Sono lontani dalle creature magiche di Antonio Tabucchi in Donne di Porto Pim i giovani disperatamente sognanti di questa nuova serie tv easy cool. E però, va detto, si lasciano benvolere e perdonare. Per quella malinconia tragica che accarezza ogni provincia d’universo. Per quel condono morale che riserviamo, almeno in letteratura, a chiunque parta da un destino infame. Per quel susseguirsi di miracoli e incidenti in cui si impiglia e disincaglia continuamente la trama. Per quel sapore di fumetto romantic punk che mantiene la storia anche quando si imbizzarrisce e si inabissa nella banalità a tutti i costi da ostinato noir.

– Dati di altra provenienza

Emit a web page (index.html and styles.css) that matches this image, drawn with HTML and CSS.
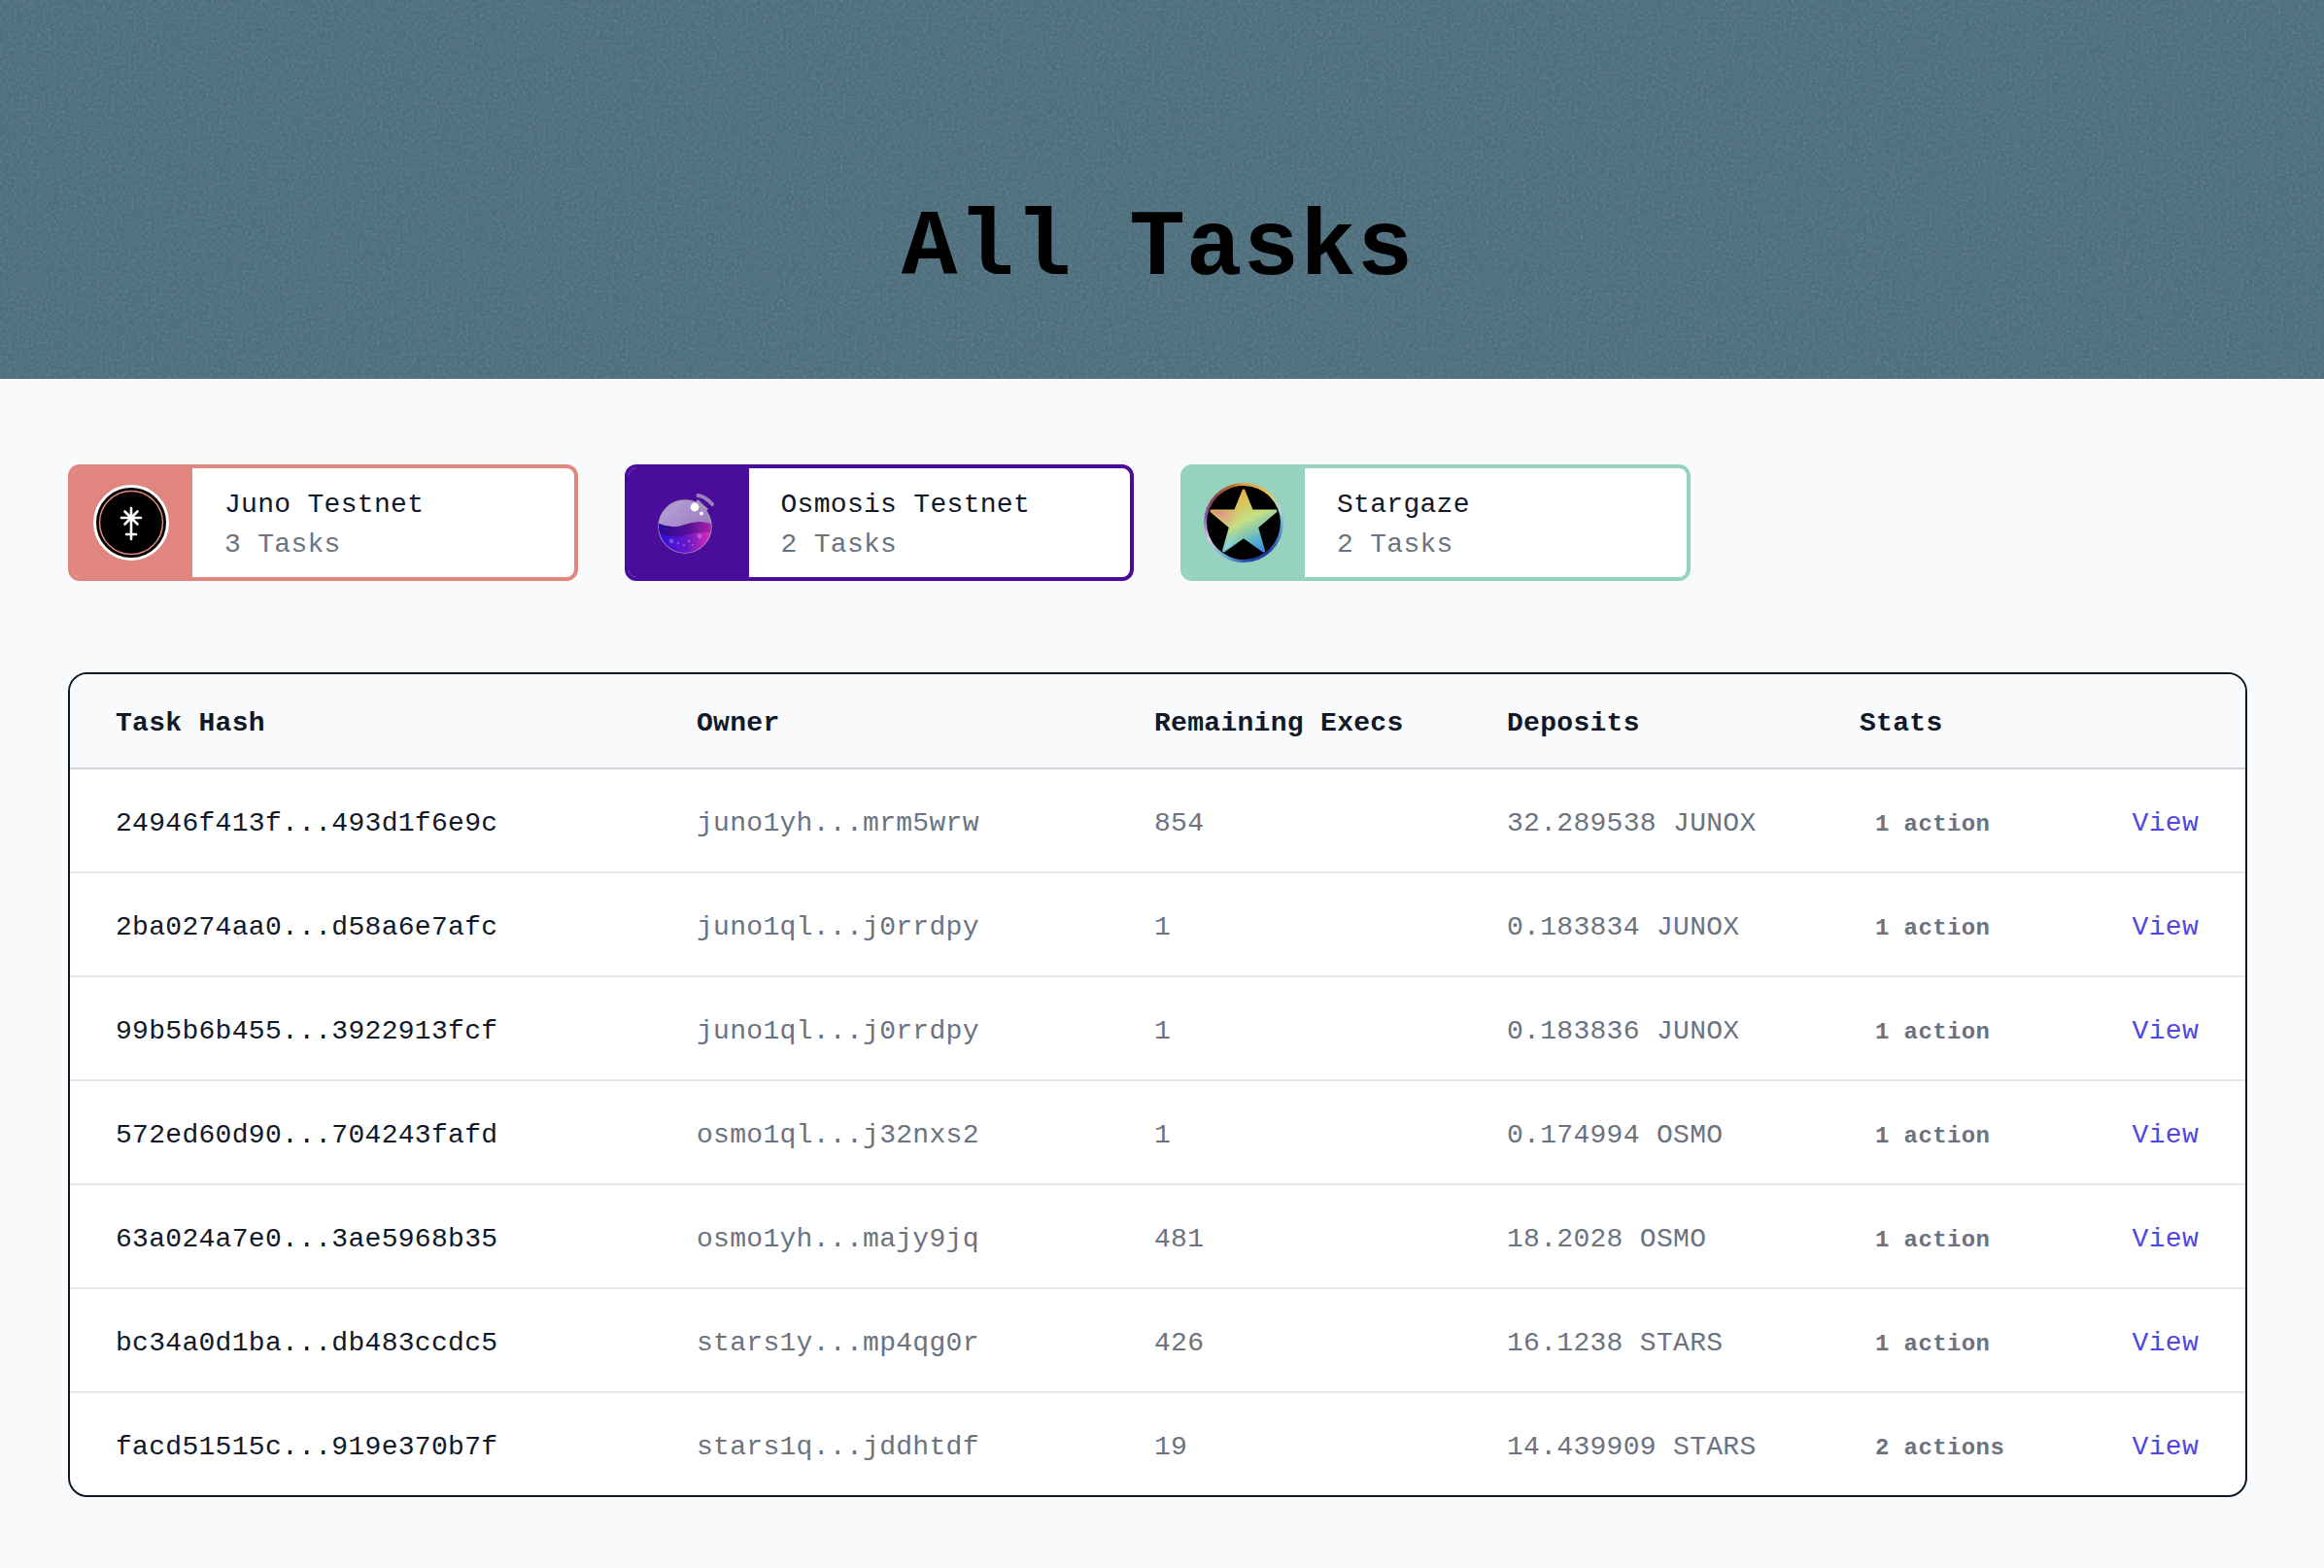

Strade a picco e processioni

E poi per l’isola di Sao Miguel, più di tutto e dappertutto. Vera protagonista, con la sua roccia nero vulcano, strade a picco tra il verde e il mare, le processioni, le madonnine, i pescherecci, le mucche, le balene. Con immagini dall’alto, droni in movimento, dettagli in primissimo piano che portano vento alla scena. Continuamente consolano da alcune delusioni del racconto e, nonostante una fotografia sparata che toglie meraviglia, risarciscono per intero il prezzo del biglietto.

E così, nonostante tutto, si ripete quell’incantesimo d’estate. Il sogno di spiaggiarci in mezzo al niente, tra gli scogli di un posto magnifico da cui tutti vogliono scappare. E capire come funziona uno spazio da cui non si può andare via. Quel bilancio sempre in perdita tra bellezza e povertà. Cosa vince e cosa perde chi si mette in testa di sfidare il mare. Cosa trova dall’altra parte della vita. Se la risposta o la fine.